HOIN: High-Order Implicit Neural Representations
Yang Chen, Ruituo Wu, Yipeng Liu, Ce Zhu
TL;DR
Spectral bias limits implicit neural representations (INRs) from accurately recovering high-frequency content in inverse problems. HOIN introduces a coding layer and High-Order Interaction Block to enlarge the INR function space and promote high-frequency learning, supported by Neural Tangent Kernel ($\mathcal{K}_{\mathrm{NTK}}$) analysis showing a diagonal-dominant structure. The paper provides theoretical results on expression ability, high-order derivatives, and the NTK perspective, proving HO blocks expand the leading functional space and improve high-frequency learning; it also demonstrates 1–3 dB improvements across tasks such as image denoising, super-resolution, CT reconstruction, and inpainting, while maintaining training efficiency.
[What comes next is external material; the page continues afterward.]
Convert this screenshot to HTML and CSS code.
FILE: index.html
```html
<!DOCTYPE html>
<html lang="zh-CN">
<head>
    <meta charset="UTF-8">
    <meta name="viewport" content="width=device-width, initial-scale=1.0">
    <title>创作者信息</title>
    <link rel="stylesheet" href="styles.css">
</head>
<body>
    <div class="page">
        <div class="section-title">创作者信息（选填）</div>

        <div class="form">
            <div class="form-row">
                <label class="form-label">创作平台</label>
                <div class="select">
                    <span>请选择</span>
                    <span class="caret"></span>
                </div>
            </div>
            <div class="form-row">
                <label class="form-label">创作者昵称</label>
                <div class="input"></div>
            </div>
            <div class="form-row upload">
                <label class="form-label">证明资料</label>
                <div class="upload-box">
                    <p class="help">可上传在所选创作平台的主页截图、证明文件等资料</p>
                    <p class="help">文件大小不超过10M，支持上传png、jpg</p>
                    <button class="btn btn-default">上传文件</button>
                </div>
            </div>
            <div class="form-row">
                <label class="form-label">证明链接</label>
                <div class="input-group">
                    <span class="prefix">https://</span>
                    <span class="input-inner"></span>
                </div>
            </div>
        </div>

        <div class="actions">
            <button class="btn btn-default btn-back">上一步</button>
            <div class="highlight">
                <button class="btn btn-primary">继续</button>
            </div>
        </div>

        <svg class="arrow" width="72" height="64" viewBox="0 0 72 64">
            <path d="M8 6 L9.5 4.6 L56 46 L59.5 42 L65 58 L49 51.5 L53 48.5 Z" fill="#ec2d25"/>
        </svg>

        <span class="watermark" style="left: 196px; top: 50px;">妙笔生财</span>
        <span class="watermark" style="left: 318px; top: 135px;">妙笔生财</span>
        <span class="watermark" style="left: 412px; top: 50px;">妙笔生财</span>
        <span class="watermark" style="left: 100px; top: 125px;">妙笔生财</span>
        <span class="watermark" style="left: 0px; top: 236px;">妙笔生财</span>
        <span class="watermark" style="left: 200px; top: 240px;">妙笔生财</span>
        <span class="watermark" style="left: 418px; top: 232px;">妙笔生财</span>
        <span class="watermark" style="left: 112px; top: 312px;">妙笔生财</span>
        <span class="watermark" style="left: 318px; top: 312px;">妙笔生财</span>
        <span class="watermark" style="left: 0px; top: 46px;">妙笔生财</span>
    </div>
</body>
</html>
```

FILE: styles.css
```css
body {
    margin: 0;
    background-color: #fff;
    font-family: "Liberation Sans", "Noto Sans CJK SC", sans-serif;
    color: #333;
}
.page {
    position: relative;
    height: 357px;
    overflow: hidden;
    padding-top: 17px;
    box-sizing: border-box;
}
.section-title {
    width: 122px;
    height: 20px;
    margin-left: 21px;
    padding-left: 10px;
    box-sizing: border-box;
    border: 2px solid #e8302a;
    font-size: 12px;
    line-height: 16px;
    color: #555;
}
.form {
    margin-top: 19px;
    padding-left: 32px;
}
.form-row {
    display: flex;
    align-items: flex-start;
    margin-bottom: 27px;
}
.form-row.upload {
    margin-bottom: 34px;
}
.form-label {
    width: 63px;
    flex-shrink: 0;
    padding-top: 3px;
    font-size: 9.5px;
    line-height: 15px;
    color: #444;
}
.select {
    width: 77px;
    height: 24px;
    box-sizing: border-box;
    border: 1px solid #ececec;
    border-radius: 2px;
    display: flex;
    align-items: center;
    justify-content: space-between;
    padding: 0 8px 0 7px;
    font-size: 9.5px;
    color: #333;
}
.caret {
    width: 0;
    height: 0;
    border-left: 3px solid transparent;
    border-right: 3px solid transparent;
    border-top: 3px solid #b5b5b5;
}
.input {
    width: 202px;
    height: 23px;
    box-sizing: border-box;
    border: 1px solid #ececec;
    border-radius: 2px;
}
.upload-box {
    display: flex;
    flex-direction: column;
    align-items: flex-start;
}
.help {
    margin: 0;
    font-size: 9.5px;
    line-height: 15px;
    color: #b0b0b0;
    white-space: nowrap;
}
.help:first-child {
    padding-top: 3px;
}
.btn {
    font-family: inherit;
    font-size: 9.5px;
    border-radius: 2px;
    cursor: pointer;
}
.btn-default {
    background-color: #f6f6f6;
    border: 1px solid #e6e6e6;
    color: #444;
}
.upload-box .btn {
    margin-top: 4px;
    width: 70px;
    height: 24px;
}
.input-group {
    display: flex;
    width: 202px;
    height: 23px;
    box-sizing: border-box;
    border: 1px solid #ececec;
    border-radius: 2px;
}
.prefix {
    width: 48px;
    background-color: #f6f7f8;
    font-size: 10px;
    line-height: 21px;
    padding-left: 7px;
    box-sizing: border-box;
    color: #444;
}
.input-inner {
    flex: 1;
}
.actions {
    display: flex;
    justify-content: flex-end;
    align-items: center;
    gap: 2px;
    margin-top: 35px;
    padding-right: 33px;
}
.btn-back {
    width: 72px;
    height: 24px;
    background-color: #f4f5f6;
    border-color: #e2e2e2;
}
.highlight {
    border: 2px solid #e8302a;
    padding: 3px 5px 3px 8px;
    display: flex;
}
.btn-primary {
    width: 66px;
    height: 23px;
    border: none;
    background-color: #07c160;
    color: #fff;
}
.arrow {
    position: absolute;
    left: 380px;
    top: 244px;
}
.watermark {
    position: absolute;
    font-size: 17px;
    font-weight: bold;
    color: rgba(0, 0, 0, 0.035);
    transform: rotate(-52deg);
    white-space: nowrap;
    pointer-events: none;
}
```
Overall, HOIN offers a universal INR framework that mitigates spectral bias and accelerates inverse problem solving across diverse domains.
Abstract
Implicit neural representations (INR) suffer from worsening spectral bias, which results in overly smooth solutions to the inverse problem. To deal with this problem, we propose a universal framework for processing inverse problems called \textbf{High-Order Implicit Neural Representations (HOIN)}. By refining the traditional cascade structure to foster high-order interactions among features, HOIN enhances the model's expressive power and mitigates spectral bias through its neural tangent kernel's (NTK) strong diagonal properties, accelerating and optimizing inverse problem resolution. By analyzing the model's expression space, high-order derivatives, and the NTK matrix, we theoretically validate the feasibility of HOIN. HOIN realizes 1 to 3 dB improvements in most inverse problems, establishing a new state-of-the-art recovery quality and training efficiency, thus providing a new general paradigm for INR and paving the way for it to solve the inverse problem.